◆ RAW DATA
START
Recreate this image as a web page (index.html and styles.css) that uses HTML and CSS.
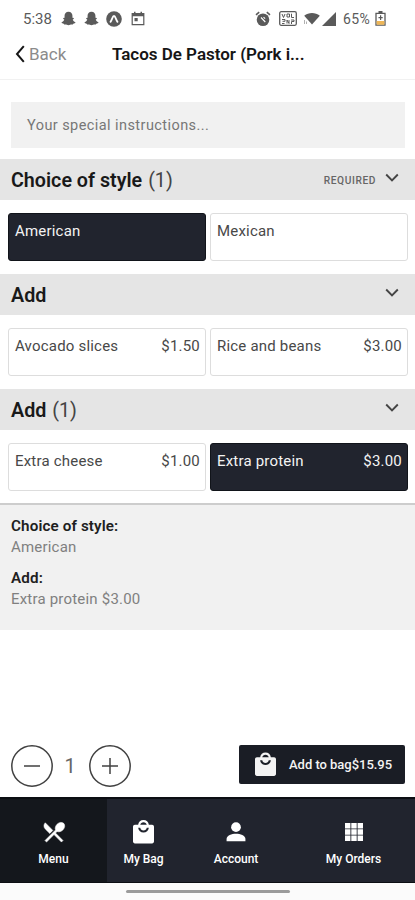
END
START
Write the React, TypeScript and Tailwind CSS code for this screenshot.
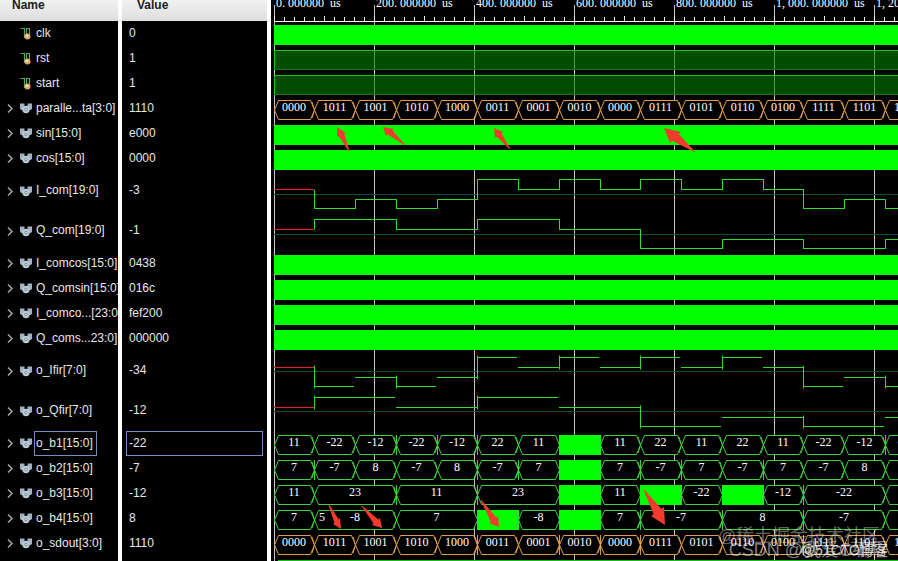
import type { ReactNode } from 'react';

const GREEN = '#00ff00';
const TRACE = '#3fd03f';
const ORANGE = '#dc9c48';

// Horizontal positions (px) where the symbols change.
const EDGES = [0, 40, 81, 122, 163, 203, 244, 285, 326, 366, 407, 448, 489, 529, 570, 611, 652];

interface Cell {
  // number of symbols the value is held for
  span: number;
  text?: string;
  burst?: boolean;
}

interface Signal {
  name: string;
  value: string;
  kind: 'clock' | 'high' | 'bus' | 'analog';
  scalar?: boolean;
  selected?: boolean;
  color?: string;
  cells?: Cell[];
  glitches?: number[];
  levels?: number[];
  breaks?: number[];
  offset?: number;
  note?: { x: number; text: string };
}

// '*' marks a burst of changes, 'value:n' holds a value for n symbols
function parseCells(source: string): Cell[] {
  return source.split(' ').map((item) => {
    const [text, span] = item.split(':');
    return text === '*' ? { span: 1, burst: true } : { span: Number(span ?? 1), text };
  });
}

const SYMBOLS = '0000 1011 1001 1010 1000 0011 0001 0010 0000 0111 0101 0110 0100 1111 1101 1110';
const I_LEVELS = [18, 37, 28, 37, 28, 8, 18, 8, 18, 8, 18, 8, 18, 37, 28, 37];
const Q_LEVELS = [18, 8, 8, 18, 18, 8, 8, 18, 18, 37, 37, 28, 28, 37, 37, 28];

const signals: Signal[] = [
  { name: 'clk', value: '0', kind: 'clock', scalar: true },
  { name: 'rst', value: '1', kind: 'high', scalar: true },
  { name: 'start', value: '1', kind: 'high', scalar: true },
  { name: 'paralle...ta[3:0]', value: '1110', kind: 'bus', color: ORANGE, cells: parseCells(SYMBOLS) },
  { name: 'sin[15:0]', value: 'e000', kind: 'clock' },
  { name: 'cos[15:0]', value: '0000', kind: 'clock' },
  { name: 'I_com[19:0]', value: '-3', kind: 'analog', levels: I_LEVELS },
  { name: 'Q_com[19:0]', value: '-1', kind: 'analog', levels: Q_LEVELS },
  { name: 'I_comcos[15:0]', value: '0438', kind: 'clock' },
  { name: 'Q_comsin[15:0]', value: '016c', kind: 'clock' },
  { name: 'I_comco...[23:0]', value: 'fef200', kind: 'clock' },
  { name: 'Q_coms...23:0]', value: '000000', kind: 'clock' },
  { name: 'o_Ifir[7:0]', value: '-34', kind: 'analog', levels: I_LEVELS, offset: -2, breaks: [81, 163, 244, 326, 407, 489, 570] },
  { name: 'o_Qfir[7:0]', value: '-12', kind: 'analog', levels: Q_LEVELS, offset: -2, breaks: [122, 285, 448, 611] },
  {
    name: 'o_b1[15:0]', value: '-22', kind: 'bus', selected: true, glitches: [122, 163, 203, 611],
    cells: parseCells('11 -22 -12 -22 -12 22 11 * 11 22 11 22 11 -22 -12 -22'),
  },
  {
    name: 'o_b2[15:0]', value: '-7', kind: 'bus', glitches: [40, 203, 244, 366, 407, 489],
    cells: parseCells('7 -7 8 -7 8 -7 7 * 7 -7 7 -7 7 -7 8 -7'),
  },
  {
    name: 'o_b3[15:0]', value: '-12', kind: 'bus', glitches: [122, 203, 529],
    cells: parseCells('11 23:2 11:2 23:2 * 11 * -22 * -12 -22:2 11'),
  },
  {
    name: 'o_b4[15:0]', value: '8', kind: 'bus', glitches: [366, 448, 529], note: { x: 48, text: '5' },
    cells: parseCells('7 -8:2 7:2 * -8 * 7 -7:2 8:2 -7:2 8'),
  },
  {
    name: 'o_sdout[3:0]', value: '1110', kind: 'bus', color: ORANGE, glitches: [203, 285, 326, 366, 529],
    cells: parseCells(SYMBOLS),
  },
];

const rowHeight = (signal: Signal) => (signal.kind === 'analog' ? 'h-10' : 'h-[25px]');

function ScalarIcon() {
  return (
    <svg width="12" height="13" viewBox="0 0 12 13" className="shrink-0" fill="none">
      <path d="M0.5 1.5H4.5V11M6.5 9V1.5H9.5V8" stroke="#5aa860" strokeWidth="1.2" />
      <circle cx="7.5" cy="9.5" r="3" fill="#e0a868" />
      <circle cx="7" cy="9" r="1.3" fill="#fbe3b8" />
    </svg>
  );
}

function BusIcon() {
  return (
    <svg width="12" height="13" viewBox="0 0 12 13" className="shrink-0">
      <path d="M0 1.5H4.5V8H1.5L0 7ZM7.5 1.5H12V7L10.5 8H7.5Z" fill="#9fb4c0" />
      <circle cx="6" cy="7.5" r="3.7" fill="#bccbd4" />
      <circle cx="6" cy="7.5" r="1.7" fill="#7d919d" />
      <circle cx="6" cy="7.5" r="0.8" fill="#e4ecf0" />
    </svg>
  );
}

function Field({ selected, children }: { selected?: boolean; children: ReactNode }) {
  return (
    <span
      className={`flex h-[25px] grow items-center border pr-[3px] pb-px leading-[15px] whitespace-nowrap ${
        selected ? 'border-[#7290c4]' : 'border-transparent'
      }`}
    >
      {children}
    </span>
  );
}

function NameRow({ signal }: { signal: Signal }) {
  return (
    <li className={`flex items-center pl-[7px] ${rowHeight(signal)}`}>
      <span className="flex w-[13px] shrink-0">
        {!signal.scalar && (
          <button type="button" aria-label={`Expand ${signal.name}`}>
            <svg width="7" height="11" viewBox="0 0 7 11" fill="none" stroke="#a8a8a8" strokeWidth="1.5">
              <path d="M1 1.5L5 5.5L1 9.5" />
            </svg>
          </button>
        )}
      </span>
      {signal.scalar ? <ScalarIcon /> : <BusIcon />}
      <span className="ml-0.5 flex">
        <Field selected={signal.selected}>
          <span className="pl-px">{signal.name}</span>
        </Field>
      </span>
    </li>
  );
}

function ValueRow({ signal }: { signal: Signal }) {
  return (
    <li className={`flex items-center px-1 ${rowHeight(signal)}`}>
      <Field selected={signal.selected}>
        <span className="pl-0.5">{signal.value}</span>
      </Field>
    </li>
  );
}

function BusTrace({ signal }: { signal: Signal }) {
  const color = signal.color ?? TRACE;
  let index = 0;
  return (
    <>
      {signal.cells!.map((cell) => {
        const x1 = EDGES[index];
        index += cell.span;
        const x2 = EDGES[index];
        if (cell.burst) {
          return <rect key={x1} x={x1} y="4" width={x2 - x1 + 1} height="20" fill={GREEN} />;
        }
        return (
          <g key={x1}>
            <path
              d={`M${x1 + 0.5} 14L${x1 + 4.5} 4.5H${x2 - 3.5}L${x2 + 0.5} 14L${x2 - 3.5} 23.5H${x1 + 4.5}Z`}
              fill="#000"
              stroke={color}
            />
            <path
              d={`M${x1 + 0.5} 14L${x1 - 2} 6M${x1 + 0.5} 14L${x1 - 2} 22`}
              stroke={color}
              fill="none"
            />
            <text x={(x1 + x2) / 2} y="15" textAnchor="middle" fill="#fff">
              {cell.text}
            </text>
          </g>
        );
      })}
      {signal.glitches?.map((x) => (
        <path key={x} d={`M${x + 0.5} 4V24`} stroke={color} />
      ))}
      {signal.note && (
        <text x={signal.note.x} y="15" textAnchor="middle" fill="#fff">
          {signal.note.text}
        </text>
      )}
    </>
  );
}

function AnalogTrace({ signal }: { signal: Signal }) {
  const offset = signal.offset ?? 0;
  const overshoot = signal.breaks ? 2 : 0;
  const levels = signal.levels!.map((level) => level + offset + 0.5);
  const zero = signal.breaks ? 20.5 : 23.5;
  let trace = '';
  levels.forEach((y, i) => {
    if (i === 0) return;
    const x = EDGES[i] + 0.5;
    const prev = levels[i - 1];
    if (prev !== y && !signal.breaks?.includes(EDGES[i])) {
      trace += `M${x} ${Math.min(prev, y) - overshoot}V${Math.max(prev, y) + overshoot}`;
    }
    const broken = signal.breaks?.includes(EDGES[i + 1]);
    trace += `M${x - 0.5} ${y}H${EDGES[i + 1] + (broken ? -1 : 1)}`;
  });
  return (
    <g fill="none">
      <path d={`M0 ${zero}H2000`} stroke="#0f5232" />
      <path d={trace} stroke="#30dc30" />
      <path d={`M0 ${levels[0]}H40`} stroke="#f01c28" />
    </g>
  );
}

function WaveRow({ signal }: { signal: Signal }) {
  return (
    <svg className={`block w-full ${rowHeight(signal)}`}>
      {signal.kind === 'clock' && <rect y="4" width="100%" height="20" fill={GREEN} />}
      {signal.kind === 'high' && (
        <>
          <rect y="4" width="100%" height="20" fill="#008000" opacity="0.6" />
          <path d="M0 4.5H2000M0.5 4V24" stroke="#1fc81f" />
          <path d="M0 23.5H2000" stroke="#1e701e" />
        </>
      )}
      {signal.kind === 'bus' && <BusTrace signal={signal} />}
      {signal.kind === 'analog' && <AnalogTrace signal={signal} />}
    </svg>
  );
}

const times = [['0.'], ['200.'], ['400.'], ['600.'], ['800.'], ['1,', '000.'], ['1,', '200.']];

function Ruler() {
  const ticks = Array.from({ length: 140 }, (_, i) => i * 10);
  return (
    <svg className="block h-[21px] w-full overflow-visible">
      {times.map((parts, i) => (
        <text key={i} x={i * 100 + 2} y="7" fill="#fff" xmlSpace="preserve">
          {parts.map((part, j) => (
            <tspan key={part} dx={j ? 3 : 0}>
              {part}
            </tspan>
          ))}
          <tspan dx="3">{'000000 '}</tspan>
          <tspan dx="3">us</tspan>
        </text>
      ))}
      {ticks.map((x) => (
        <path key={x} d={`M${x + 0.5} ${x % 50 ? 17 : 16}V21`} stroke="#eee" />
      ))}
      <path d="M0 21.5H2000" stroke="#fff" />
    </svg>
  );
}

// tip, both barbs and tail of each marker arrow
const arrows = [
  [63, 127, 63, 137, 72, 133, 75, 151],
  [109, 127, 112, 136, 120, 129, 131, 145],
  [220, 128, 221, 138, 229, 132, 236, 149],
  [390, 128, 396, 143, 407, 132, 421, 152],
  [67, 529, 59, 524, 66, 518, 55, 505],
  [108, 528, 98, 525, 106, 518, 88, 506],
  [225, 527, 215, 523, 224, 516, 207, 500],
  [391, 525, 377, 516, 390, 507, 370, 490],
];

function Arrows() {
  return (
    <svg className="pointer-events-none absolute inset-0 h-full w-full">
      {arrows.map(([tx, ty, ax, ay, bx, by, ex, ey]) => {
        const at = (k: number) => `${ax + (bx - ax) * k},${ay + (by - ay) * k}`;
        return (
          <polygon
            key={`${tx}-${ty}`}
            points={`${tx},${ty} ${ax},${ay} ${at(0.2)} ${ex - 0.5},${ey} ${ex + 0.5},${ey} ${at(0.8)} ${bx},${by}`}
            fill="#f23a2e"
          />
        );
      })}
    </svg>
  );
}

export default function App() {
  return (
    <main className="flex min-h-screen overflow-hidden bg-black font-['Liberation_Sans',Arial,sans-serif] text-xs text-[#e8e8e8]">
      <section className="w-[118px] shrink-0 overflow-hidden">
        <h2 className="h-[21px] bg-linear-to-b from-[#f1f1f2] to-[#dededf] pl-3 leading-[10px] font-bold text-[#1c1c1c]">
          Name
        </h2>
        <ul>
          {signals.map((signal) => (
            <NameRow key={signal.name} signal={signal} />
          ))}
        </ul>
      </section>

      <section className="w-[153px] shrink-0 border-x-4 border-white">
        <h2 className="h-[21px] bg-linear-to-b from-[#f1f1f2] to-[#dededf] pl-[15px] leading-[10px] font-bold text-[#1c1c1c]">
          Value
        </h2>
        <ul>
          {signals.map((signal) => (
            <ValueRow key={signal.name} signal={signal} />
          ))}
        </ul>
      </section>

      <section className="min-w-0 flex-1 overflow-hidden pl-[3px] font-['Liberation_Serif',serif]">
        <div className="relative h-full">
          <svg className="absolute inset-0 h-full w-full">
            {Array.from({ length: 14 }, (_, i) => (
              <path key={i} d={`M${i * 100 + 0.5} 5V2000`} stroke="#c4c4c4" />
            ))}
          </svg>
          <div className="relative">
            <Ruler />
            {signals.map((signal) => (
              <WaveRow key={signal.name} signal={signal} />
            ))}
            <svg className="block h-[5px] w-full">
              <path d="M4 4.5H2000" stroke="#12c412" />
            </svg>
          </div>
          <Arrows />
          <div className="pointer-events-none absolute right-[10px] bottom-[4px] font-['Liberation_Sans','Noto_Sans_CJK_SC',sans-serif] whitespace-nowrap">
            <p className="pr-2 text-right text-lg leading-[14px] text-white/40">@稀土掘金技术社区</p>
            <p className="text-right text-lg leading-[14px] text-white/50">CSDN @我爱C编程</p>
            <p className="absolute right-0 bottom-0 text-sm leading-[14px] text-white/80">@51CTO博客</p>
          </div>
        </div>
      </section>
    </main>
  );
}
END
◆ PROBLEM STATEMENT
Give back exactly the lines from the one containing "Write the React, TypeScript" to the one containing "570, 611, 652];", both included, and no pictures.

◆ ANSWER TO THE TASK
Write the React, TypeScript and Tailwind CSS code for this screenshot.
import type { ReactNode } from 'react';

const GREEN = '#00ff00';
const TRACE = '#3fd03f';
const ORANGE = '#dc9c48';

// Horizontal positions (px) where the symbols change.
const EDGES = [0, 40, 81, 122, 163, 203, 244, 285, 326, 366, 407, 448, 489, 529, 570, 611, 652];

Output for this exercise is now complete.